The Korean Neo-Confucianism of Yi Toegye and Yi Yulgok (Part 80)

The whole dilemma for Kobong was to interpret Mencius and Cheng-Chu doctrines in the spirit of the Doctrine of the Mean. He wished to convince Toegye that the Four Beginnings can be understood as moral roots of the Seven Emotions. If any of the Seven is harmonised, it is certainly a good, moral feelings. This striking feature of Kobong’s thought can be explained in the following manner: the emotion of “love” (one of the Seven Emotions), if properly harmonised, is identical to “the mind-and-heart of commiseration,” “the beginning of benevolence,” which is one of the Four Beginnings. At the same time, the “the mind-and-heart of commiseration” is equivalent to the moral root of love.
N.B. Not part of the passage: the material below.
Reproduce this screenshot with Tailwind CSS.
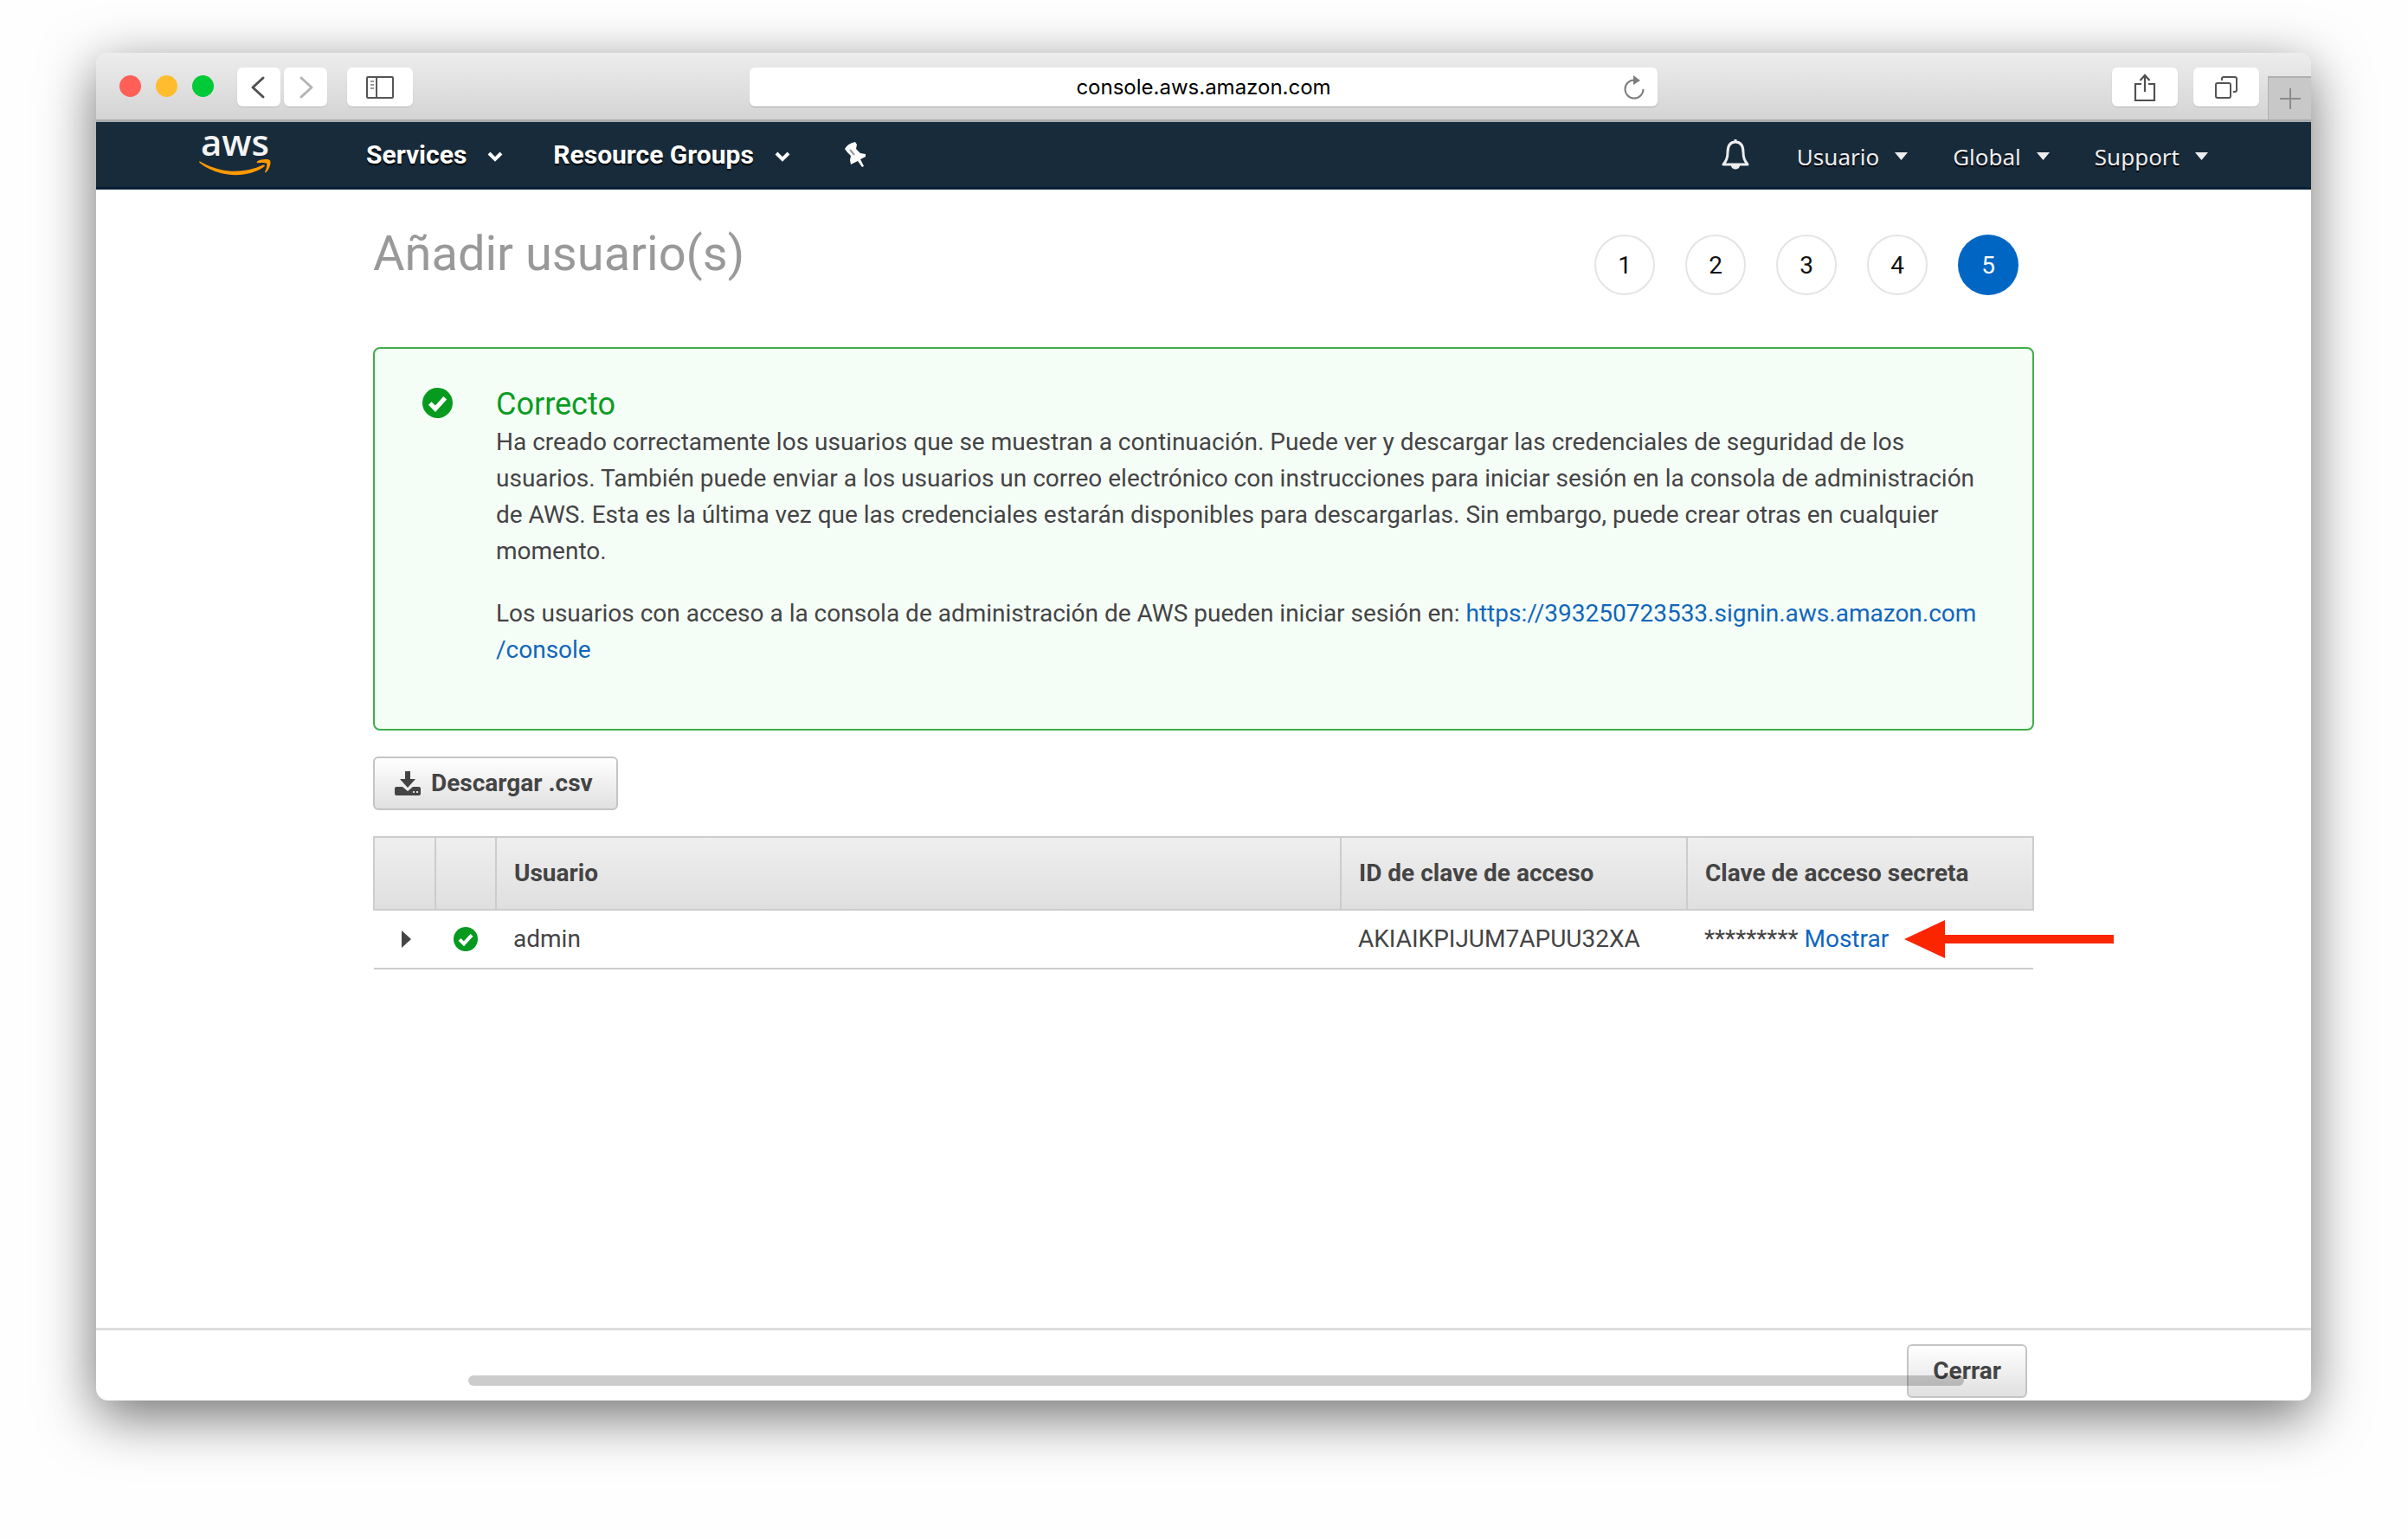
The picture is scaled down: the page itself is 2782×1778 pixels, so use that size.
<!DOCTYPE html>
<html lang="es">
<head>
<meta charset="utf-8">
<title>Añadir usuario(s)</title>
<script src="https://cdn.jsdelivr.net/npm/@tailwindcss/browser@4"></script>
</head>
<body class="flex min-h-screen flex-col bg-[#fefefe] pt-[61px] pr-[112px] pb-[160px] pl-[111px] font-['Roboto',sans-serif] text-[28px] leading-[42px] text-[#444]">
<div class="relative flex flex-1 flex-col overflow-clip rounded-[14px] bg-white shadow-[0_18px_64px_rgba(0,0,0,0.56)]">

  <!-- Browser toolbar -->
  <div class="grid h-20 grid-cols-[1fr_41%_1fr] items-start border-b-3 border-[#a9abad] bg-linear-to-b from-[#ededed] to-[#d4d4d4] pt-[17px]">
    <div class="flex items-start pl-[27px]">
      <div class="flex h-[42px] items-center gap-[17px]">
        <span class="size-[25px] rounded-full bg-[#ff5f57]"></span>
        <span class="size-[25px] rounded-full bg-[#ffbd2e]"></span>
        <span class="size-[25px] rounded-full bg-[#00ca38]"></span>
      </div>
      <div class="ml-[27px] flex gap-1">
        <button type="button" aria-label="Atrás" class="flex h-[45px] w-[50px] items-center justify-center rounded-md bg-white shadow-[0_1px_1px_#bbb]">
          <svg width="20" height="28" viewBox="0 0 20 28" fill="none" stroke="#505050" stroke-width="3" stroke-linecap="round" stroke-linejoin="round"><path d="M15 3 3 14l12 11"/></svg>
        </button>
        <button type="button" aria-label="Adelante" class="flex h-[45px] w-[50px] items-center justify-center rounded-md bg-white shadow-[0_1px_1px_#bbb]">
          <svg width="20" height="28" viewBox="0 0 20 28" fill="none" stroke="#b4b4b4" stroke-width="3" stroke-linecap="round" stroke-linejoin="round"><path d="M5 3l12 11L5 25"/></svg>
        </button>
      </div>
      <button type="button" aria-label="Barra lateral" class="ml-[23px] flex h-[45px] w-[76px] items-center justify-center rounded-md bg-white shadow-[0_1px_1px_#bbb]">
        <svg width="32" height="26" viewBox="0 0 32 26" fill="none" stroke="#555" stroke-width="2"><rect x="1" y="1" width="30" height="24" rx="1"/><path d="M12 1v24"/><path d="M5 6h4M5 10h4M5 14h4" stroke="#999"/></svg>
      </button>
    </div>
    <div class="relative">
      <input type="text" aria-label="Dirección" value="console.aws.amazon.com" class="block h-[45px] w-full rounded-md bg-white text-center font-['Inter',sans-serif] text-[24px] text-black shadow-[0_1px_1px_#aaa]">
      <button type="button" aria-label="Recargar" class="absolute top-2 right-3.5">
        <svg class="block" width="26" height="30" viewBox="0 0 26 30" fill="none" stroke="#7d7d7d" stroke-width="2"><path d="M13 6.500A10.500 10.500 0 1 0 23.500 17"/><path d="M12 1l8 6-8 5z" fill="#7d7d7d" stroke="none"/></svg>
      </button>
    </div>
    <div class="flex h-full items-start justify-end">
      <button type="button" aria-label="Compartir" class="mr-[18px] flex h-[45px] w-[76px] items-center justify-center rounded-md bg-white shadow-[0_1px_1px_#bbb]">
        <svg width="26" height="34" viewBox="0 0 26 34" fill="none" stroke="#505050" stroke-width="2.200"><path d="M9 13H2v19h22V13h-7M13 22V3M7.500 9 13 3l5.500 6"/></svg>
      </button>
      <button type="button" aria-label="Pestañas" class="mr-[10px] flex h-[45px] w-[76px] items-center justify-center rounded-md bg-white shadow-[0_1px_1px_#bbb]">
        <svg width="26" height="26" viewBox="0 0 26 26" fill="none" stroke="#555" stroke-width="2"><rect x="1" y="8" width="17" height="17" rx="2"/><path d="M8 5V3a2 2 0 0 1 2-2h13a2 2 0 0 1 2 2v13a2 2 0 0 1-2 2h-2"/></svg>
      </button>
      <button type="button" aria-label="Nueva pestaña" class="mt-[10px] flex w-[50px] items-center justify-center self-stretch border-t-2 border-l border-[#b0b0b0] bg-[#c8c8c8]">
        <svg width="24" height="24" viewBox="0 0 24 24" stroke="#8c8c8c" stroke-width="2"><path d="M12 0v24M0 12h24"/></svg>
      </button>
    </div>
  </div>

  <!-- Console navigation -->
  <nav class="flex h-[78px] items-center border-b-3 border-[#081f33] bg-[#172b3b] pr-[119px] text-white">
    <a href="#" aria-label="AWS" class="ml-[119px] flex w-[83px] flex-col items-center gap-1.5 pb-1">
      <span class="h-7 font-['Open_Sans',sans-serif] text-[42px] leading-7 font-semibold text-[#f4f4f4]">aws</span>
      <svg class="block" width="83" height="20" viewBox="0 0 83 20" fill="#ff9900"><path d="M1 2.500c24 14 50 14.500 73 4 1.500-.5 2.500 1 1.300 2C56 22.500 22 21.500.500 4 0 3 .300 2 1 2.500z"/><path d="M67 2.500C72-.500 80-.500 82 1.500c1.500 2.500-.500 10-4.500 13.500-1 .8-1.800.3-1.300-.8 1.200-2.700 2.800-7.700 1.800-9.200-1-1.400-7-1-10-.7-1.300.2-1.800-1-1-1.800z"/></svg>
    </a>
    <a href="#" class="ml-[110px] flex items-center gap-6 text-[30px] font-bold text-shadow-[0_2px_1px_#000]">Services
      <svg class="mt-1" width="18" height="12" viewBox="0 0 18 12" fill="none" stroke="#fff" stroke-width="4"><path d="M2 2l7 7 7-7"/></svg></a>
    <a href="#" class="ml-[58px] flex items-center gap-6 text-[30px] font-bold text-shadow-[0_2px_1px_#000]">Resource Groups
      <svg class="mt-1" width="18" height="12" viewBox="0 0 18 12" fill="none" stroke="#fff" stroke-width="4"><path d="M2 2l7 7 7-7"/></svg></a>
    <a href="#" aria-label="Anclar" class="ml-[63px]">
      <svg width="25" height="29" viewBox="0 0 25 29" fill="#fff"><path d="M0 8Q3 2 12 0l2 3-1 5 5 5 6 1v3l-6 3 4 8-2 1-5-7-8 4-1-5 1-5-4-4z"/><path d="M6 9l5 6" stroke="#999" stroke-width="2"/></svg></a>
    <div class="ml-auto flex items-center font-['Noto_Sans',sans-serif] text-[26px] text-[#eee]">
      <a href="#" aria-label="Notificaciones" class="mr-[55px]">
        <svg width="32" height="35" viewBox="0 0 32 35" fill="none" stroke="#eee" stroke-width="3" stroke-linejoin="round"><path d="M16 3C9 3 7 9 7 15c0 7-2 10-5 14h28c-3-4-5-7-5-14 0-6-2-12-9-12z"/><path d="M16 0v3" /><path d="M11 30h10c0 6-10 6-10 0z" fill="#eee" stroke="none"/></svg></a>
      <a href="#" class="mr-[52px] flex items-center gap-[18px] pt-1 text-shadow-[0_2px_1px_#000]">Usuario <svg width="15" height="9" viewBox="0 0 15 9" fill="#eee"><path d="M0 0h15L7.500 9z"/></svg></a>
      <a href="#" class="mr-[52px] flex items-center gap-[18px] pt-1 text-shadow-[0_2px_1px_#000]">Global <svg width="15" height="9" viewBox="0 0 15 9" fill="#eee"><path d="M0 0h15L7.500 9z"/></svg></a>
      <a href="#" class="flex items-center gap-[18px] pt-1 text-shadow-[0_2px_1px_#000]">Support <svg width="15" height="9" viewBox="0 0 15 9" fill="#eee"><path d="M0 0h15L7.500 9z"/></svg></a>
    </div>
  </nav>

  <!-- Wizard content -->
  <main class="flex-1 px-80 pt-10">
    <div class="flex items-start justify-between pr-[18px]">
      <h1 class="text-[56px] leading-[68px] text-[#999]">Añadir usuario(s)</h1>
      <ol class="mt-3 flex gap-[35px] text-[28px] text-[#111]">
        <li class="flex size-[70px] items-center justify-center rounded-full border-2 border-[#e4e4e4] pt-0.5">1</li>
        <li class="flex size-[70px] items-center justify-center rounded-full border-2 border-[#e4e4e4] pt-0.5">2</li>
        <li class="flex size-[70px] items-center justify-center rounded-full border-2 border-[#e4e4e4] pt-0.5">3</li>
        <li class="flex size-[70px] items-center justify-center rounded-full border-2 border-[#e4e4e4] pt-0.5">4</li>
        <li aria-current="step" class="flex size-[70px] items-center justify-center rounded-full bg-[#0066c4] pt-0.5 text-white">5</li>
      </ol>
    </div>

    <section class="mt-[60px] flex gap-[50px] rounded-lg border-2 border-[#3fae49] bg-[#f5fdf7] pt-[41px] pr-[60px] pb-[70px] pl-[55px]">
      <svg class="mt-1 shrink-0" width="35" height="35" viewBox="0 0 34 34"><circle cx="17" cy="17" r="17" fill="#069a1f"/><path d="M8.500 17.500l6 6 11-12" fill="none" stroke="#fff" stroke-width="5"/></svg>
      <div>
        <h2 class="text-[36px] leading-[46px] text-[#0a9c22]">Correcto</h2>
        <p>Ha creado correctamente los usuarios que se muestran a continuación. Puede ver y descargar las credenciales de seguridad de los usuarios. También puede enviar a los usuarios un correo electrónico con instrucciones para iniciar sesión en la consola de administración de AWS. Esta es la última vez que las credenciales estarán disponibles para descargarlas. Sin embargo, puede crear otras en cualquier momento.</p>
        <p class="mt-[30px]">Los usuarios con acceso a la consola de administración de AWS pueden iniciar sesión en: <a href="#" class="text-[#1166bb]">https://393250723533.signin.aws.amazon.com<wbr>/console</a></p>
      </div>
    </section>

    <button type="button" class="mt-[30px] flex h-[62px] items-center gap-3 rounded-md border-2 border-[#c4c4c4] bg-linear-to-b from-white to-[#e0e0e0] pr-[27px] pl-[23px] font-bold text-[#444]">
      <svg width="30" height="28" viewBox="0 0 30 28" fill="#444"><path d="M12 0h6v9h6l-9 10-9-10h6z"/><path d="M2 18h7l6 5 6-5h7a2 2 0 0 1 2 2v6a2 2 0 0 1-2 2H2a2 2 0 0 1-2-2v-6a2 2 0 0 1 2-2z"/><path d="M21 24h2M25 24h2" stroke="#ddd" stroke-width="2"/></svg>
      Descargar .csv</button>

    <table class="mt-[30px] w-full table-fixed border-collapse text-left">
      <colgroup><col class="w-[71px]"><col class="w-[70px]"><col><col class="w-[400px]"><col class="w-[400px]"></colgroup>
      <thead class="bg-linear-to-b from-[#efefef] to-[#dfdfdf] text-[#444]">
        <tr class="h-[84px]">
          <th class="border-2 border-[#ccc]"></th>
          <th class="border-2 border-[#ccc]"></th>
          <th class="border-2 border-[#ccc] px-5 font-bold">Usuario</th>
          <th class="border-2 border-[#ccc] px-5 font-bold">ID de clave de acceso</th>
          <th class="border-2 border-[#ccc] px-5 font-bold">Clave de acceso secreta</th>
        </tr>
      </thead>
      <tbody>
        <tr class="h-[68px] border-b-2 border-[#ccc]">
          <td><button type="button" aria-label="Expandir" class="ml-8 block"><svg class="block" width="11" height="20" viewBox="0 0 11 20" fill="#444"><path d="M0 0l11 10L0 20z"/></svg></button></td>
          <td><svg class="mx-auto block" width="28" height="28" viewBox="0 0 34 34"><circle cx="17" cy="17" r="17" fill="#069a1f"/><path d="M8.500 17.500l6 6 11-12" fill="none" stroke="#fff" stroke-width="5"/></svg></td>
          <td class="px-5">admin</td>
          <td class="px-5">AKIAIKPIJUM7APUU32XA</td>
          <td class="px-5 whitespace-nowrap">********* <a href="#" class="relative text-[#0d66c4]">Mostrar<svg class="absolute top-1/2 left-full ml-[18px] -translate-y-1/2" width="242" height="44" viewBox="0 0 242 44" fill="#fb2500"><path d="M0 22 47 0v17h195v10H47v17z"/></svg></a></td>
        </tr>
      </tbody>
    </table>
  </main>

  <footer class="flex h-[84px] items-start justify-end border-t-3 border-[#dedede] pt-4 pr-[328px]">
    <button type="button" class="h-[62px] rounded-md border-2 border-[#c4c4c4] bg-linear-to-b from-white to-[#e0e0e0] px-7 font-bold text-[#444]">Cerrar</button>
  </footer>

  <!-- Horizontal scrollbar overlay -->
  <div class="absolute right-[401px] bottom-[17px] left-[430px] h-3 rounded-full bg-black/20"></div>
</div>
</body>
</html>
Although Kobong did not argue exactly in this way, it is obvious that he did decide to go beyond Cheng I’s and Chu Hsi’s views that commiseration is an innate seed of the virtue of benevolence inherent in what Mencius calls the “original goodness of human nature” and that love is a common mental feeling that cannot be a virtuous root of morality in the Mencian sense. Undoubtedly, the fundamental implication of Kobong’s Four-Seven thesis is a significant moral issue for Kobong, who emphasises emotional integration in the practice of self-cultivation.